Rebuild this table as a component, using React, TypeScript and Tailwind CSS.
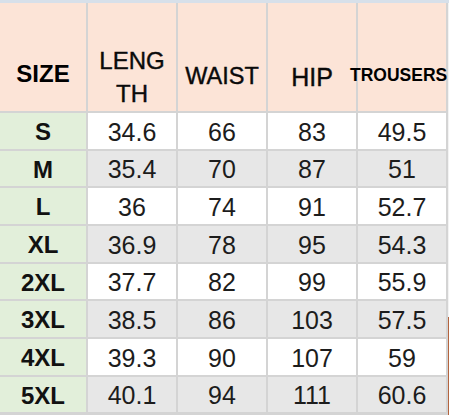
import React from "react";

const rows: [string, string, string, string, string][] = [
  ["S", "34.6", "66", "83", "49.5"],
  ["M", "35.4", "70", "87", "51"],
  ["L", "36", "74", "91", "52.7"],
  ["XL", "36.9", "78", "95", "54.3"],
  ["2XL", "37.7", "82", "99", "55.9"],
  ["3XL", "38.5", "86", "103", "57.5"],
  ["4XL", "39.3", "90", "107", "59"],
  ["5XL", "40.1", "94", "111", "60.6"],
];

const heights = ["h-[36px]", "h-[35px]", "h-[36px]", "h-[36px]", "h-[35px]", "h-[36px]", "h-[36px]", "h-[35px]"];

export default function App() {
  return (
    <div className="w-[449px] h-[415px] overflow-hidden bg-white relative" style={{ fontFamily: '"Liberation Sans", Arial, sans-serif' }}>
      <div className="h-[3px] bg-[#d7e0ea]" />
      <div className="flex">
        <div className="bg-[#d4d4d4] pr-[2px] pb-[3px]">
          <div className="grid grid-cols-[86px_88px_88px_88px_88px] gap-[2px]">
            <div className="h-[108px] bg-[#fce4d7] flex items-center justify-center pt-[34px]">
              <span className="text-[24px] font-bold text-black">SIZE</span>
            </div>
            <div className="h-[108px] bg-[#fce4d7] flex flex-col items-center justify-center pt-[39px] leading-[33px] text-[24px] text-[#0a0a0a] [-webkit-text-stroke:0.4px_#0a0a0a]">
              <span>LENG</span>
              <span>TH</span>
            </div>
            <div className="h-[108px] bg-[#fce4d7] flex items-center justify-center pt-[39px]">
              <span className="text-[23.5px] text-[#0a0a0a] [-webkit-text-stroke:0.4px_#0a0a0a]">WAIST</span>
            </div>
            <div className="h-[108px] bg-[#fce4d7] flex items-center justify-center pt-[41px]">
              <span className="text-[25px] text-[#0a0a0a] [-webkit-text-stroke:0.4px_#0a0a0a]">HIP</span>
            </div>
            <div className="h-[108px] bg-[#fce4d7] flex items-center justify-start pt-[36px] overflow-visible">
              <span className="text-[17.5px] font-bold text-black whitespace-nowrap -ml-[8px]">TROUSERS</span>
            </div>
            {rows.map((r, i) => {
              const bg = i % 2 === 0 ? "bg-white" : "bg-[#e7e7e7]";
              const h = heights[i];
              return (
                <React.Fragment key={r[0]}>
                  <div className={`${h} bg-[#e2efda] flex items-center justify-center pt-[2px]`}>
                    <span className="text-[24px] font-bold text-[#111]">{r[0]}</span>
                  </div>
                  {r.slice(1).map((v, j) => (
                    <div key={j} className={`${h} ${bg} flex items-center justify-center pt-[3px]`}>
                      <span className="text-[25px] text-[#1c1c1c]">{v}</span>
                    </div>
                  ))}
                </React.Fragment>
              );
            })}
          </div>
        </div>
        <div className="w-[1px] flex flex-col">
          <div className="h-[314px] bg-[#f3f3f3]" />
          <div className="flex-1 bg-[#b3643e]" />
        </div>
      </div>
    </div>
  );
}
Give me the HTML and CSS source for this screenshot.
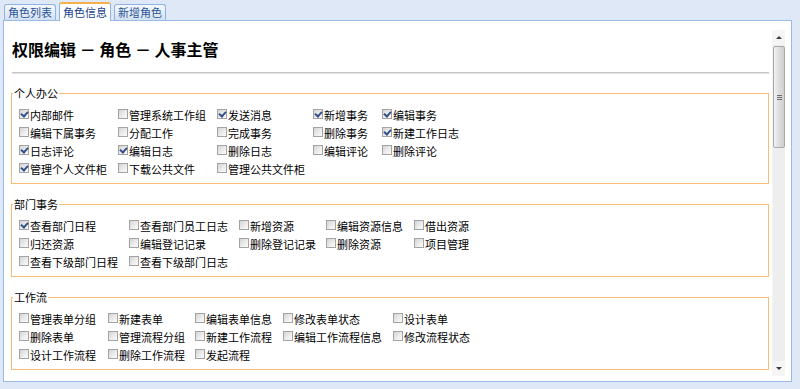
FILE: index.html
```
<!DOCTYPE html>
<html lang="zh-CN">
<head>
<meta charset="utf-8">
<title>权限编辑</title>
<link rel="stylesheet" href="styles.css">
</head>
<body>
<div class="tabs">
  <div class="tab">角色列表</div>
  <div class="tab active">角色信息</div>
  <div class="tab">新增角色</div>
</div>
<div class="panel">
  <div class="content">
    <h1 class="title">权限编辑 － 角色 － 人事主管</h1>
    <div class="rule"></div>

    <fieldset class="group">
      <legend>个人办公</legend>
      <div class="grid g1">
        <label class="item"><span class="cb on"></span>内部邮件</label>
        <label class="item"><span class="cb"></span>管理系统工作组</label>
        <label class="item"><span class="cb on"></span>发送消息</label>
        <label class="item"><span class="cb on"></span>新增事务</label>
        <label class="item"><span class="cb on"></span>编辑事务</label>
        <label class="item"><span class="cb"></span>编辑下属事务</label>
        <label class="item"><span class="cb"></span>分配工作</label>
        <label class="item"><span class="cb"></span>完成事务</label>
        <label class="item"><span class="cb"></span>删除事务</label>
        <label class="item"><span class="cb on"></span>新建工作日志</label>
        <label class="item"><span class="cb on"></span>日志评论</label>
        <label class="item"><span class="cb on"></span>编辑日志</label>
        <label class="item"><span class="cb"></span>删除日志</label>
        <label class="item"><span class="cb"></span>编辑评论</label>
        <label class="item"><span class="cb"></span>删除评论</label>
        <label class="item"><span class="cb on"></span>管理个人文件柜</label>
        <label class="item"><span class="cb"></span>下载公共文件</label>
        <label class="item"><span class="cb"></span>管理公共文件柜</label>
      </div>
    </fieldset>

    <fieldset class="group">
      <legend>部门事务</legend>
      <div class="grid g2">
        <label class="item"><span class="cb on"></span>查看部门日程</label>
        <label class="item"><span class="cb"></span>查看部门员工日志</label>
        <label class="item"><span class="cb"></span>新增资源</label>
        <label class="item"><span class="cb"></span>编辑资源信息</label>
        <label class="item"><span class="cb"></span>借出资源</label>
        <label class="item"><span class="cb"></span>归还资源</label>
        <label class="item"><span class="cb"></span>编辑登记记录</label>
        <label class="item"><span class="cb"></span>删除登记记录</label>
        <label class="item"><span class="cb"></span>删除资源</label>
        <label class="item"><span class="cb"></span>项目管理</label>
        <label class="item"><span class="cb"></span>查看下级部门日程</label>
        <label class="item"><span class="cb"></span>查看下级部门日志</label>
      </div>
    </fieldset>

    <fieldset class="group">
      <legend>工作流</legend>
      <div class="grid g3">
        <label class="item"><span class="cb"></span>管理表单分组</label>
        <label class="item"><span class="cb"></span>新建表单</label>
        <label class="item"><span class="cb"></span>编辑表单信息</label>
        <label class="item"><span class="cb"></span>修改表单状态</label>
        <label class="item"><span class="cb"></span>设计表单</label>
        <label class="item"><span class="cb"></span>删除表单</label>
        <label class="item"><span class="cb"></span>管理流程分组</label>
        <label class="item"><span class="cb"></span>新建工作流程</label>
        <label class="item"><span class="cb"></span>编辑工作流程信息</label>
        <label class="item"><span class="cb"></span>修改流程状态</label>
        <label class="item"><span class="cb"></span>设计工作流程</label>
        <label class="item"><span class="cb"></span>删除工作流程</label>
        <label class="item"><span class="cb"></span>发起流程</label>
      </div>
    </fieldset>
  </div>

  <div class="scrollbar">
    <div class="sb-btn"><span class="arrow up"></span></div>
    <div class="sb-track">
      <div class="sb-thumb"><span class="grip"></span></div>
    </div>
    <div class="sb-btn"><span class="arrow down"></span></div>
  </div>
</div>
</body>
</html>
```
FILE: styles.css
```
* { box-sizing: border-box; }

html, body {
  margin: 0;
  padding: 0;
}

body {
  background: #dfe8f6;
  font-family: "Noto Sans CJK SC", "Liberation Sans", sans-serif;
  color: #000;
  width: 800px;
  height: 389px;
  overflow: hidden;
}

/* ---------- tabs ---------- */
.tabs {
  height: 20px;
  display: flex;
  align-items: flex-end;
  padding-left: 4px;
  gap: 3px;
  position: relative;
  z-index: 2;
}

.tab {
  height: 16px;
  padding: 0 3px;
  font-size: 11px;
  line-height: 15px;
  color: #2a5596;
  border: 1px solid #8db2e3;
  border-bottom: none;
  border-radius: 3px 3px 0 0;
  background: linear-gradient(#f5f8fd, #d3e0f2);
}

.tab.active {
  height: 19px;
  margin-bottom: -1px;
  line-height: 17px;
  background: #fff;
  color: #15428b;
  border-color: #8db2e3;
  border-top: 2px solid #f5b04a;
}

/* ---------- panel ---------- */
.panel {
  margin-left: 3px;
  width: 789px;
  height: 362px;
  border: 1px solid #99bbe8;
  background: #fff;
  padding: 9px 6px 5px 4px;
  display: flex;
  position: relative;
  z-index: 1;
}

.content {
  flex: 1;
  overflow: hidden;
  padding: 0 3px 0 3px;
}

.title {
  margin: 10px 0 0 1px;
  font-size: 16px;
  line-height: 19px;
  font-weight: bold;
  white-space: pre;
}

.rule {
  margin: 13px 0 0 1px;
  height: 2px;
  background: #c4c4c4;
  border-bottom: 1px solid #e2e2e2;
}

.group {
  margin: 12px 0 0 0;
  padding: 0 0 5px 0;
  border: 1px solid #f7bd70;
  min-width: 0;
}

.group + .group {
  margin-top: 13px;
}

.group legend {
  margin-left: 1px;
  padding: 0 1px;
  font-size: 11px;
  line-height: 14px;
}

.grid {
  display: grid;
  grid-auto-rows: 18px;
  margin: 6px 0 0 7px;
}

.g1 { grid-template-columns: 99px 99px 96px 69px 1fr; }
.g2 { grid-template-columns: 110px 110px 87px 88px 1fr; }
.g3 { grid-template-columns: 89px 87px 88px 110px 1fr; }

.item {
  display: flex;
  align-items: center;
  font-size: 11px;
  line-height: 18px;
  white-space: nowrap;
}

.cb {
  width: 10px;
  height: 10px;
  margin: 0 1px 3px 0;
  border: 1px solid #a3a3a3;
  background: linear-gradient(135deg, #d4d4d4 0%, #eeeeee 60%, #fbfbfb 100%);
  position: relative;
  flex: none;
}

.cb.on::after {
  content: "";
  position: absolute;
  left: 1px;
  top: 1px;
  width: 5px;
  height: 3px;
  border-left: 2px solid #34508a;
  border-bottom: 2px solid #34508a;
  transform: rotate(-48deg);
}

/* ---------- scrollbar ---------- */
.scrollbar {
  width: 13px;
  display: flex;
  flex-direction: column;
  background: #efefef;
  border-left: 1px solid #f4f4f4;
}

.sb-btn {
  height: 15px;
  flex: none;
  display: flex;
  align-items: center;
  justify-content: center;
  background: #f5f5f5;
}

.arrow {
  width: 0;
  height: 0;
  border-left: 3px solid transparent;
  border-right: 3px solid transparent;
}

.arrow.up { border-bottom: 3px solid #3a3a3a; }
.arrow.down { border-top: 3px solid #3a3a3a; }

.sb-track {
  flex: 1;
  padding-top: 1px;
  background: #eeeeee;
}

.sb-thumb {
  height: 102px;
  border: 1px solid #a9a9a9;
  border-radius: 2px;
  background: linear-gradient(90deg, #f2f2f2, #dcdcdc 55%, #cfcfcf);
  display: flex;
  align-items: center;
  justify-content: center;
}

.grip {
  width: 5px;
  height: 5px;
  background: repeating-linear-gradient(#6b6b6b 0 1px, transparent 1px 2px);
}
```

____

§ Instruction
Select and copy every line from the records that includes the word "React".

§ Problem solution
Rebuild this table as a component, using React, TypeScript and Tailwind CSS.
import React from "react";
                <React.Fragment key={r[0]}>
                </React.Fragment>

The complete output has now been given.